Ces quelques jours que j’ai passé à Sapa étaient délicieux. Les journées étaient bien occupées à rencontrer des tribus fascinantes, à arpenter des routes magnifiques, à découvrir un Vietnam insolite. Le soir, nous nous retrouvions à l’hôtel Victoria, un hôtel luxueux ou le manager, un jeune français installé depuis 6 mois au Vietnam, nous accueillait bras ouvert tous les soirs pour des parties de tarots et de belotes endiablées. Nous nous reposions et échauffions au coin de la cheminée, confortablement installe dans de gros canapés ! Quel contraste par rapport aux scènes que nous découvrions dans les villages !! J’ai même pu déguster au Victoria Hotel, une fondue au fromage importe d’emmental !! Ce n'était pas désagréable d’échapper pour une soirée au riz mais cela m’a coûte mon budget nourriture d’une semaine !

J’ai fini ce séjour a Bac Ha, le plus grand marché du Nord Ouest, où se retrouvent le dimanche tous les représentants des différentes tribus.

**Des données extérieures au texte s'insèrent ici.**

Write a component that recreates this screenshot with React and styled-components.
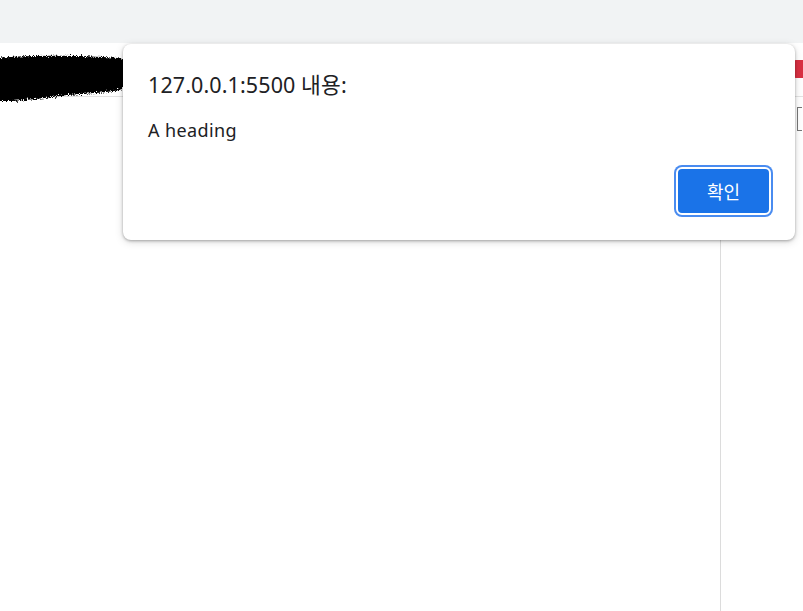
import React from 'react'
import styled, { createGlobalStyle } from 'styled-components'

const Global = createGlobalStyle`
  html, body {
    margin: 0;
    padding: 0;
    background: #ffffff;
    font-family: 'Noto Sans', 'Noto Sans CJK KR', sans-serif;
    overflow: hidden;
  }
`

const Window = styled.div`
  position: relative;
  width: 803px;
  height: 611px;
  display: flex;
  flex-direction: column;
  background: #ffffff;
  overflow: hidden;
`

const TabStrip = styled.div`
  height: 43px;
  background: #f1f3f4;
  flex-shrink: 0;
`

const Toolbar = styled.div`
  height: 53px;
  border-bottom: 1px solid #e3e3e3;
  display: flex;
  align-items: flex-start;
  justify-content: space-between;
  flex-shrink: 0;
`

const Scribble = styled.svg`
  display: block;
  margin-top: 9px;
`

const Badge = styled.div`
  width: 10px;
  height: 18px;
  background: #d93042;
  border-radius: 3px 0 0 3px;
  margin-top: 17px;
`

const Body = styled.div`
  flex: 1;
  display: flex;
`

const Main = styled.div`
  width: 720px;
  border-right: 1px solid #dcdcdc;
`

const Side = styled.div`
  flex: 1;
  padding: 10px 0 0 76px;
`

const Bracket = styled.div`
  width: 4px;
  height: 22px;
  border: 1px solid #777;
  border-right: none;
`

const Dialog = styled.div`
  position: absolute;
  left: 123px;
  top: 44px;
  width: 672px;
  height: 196px;
  box-sizing: border-box;
  background: #ffffff;
  border-radius: 8px;
  box-shadow: 0 1px 3px rgba(0, 0, 0, 0.3), 0 2px 8px rgba(0, 0, 0, 0.15);
  padding: 26px 24px 24px 25px;
  display: flex;
  flex-direction: column;
`

const Title = styled.div`
  font-size: 21.5px;
  line-height: 30px;
  color: #202124;
  letter-spacing: 0.1px;
`

const Message = styled.div`
  margin-top: 19px;
  font-size: 18px;
  line-height: 22px;
  color: #202124;
  letter-spacing: 0.4px;
`

const Footer = styled.div`
  margin-top: auto;
  display: flex;
  justify-content: flex-end;
`

const Button = styled.button`
  width: 95px;
  height: 48px;
  box-sizing: border-box;
  background: #1a73e8;
  color: #ffffff;
  border: 2px solid #ffffff;
  border-radius: 6px;
  box-shadow: 0 0 0 2px #4a8cf0;
  font-family: 'Noto Sans CJK KR', 'Noto Sans', sans-serif;
  font-size: 18px;
  margin-bottom: 1px;
  display: flex;
  align-items: center;
  justify-content: center;
`

export default function App() {
  return (
    <>
      <Global />
      <Window>
        <TabStrip />
        <Toolbar>
          <Scribble width="136" height="54" viewBox="0 0 136 54">
            <defs>
              <filter id="rough" x="-10%" y="-20%" width="120%" height="140%">
                <feTurbulence type="fractalNoise" baseFrequency="0.8" numOctaves="2" seed="5" />
                <feDisplacementMap in="SourceGraphic" scale="6" />
              </filter>
            </defs>
            <path
              d="M-6 6 C30 3 80 3 118 6 C130 8 133 18 131 28 C128 40 110 40 80 42 C50 44 30 50 -6 49 Z"
              fill="#050505"
              filter="url(#rough)"
            />
          </Scribble>
          <Badge />
        </Toolbar>
        <Body>
          <Main />
          <Side>
            <Bracket />
          </Side>
        </Body>
        <Dialog>
          <Title>127.0.0.1:5500 내용:</Title>
          <Message>A heading</Message>
          <Footer>
            <Button>확인</Button>
          </Footer>
        </Dialog>
      </Window>
    </>
  )
}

C’est un véritable festival de couleurs vives. Ici tout s’achète, se vend, se troque. Devant moi, des jeunes époux achètent le socle de leur première charrue, un peu plus loin les vieux fument le tabac dans la pipe a eaux tandis que les femmes s’extasient bruyamment devant les tissus multicolores. Les ménagères viennent faire leur marche, et comme gage de fraîcheur aiment acheter leur nourriture sur pied, c’est à dire acheter vivants les cochons, poulets ou chiens qui finiront dans l’assiette. C’est donc une joyeuse cacophonie sur le marché aux animaux dont le traitement ferait sans nul doute hurler Brigitte Bardot. Bac Ha n’est qu’à 20 kilomètres de la frontière chinoise mais avant d’aller en Chine, je dois repasser à Hanoi a 500 km et 18 heures de train pour récupérer passeport et visa.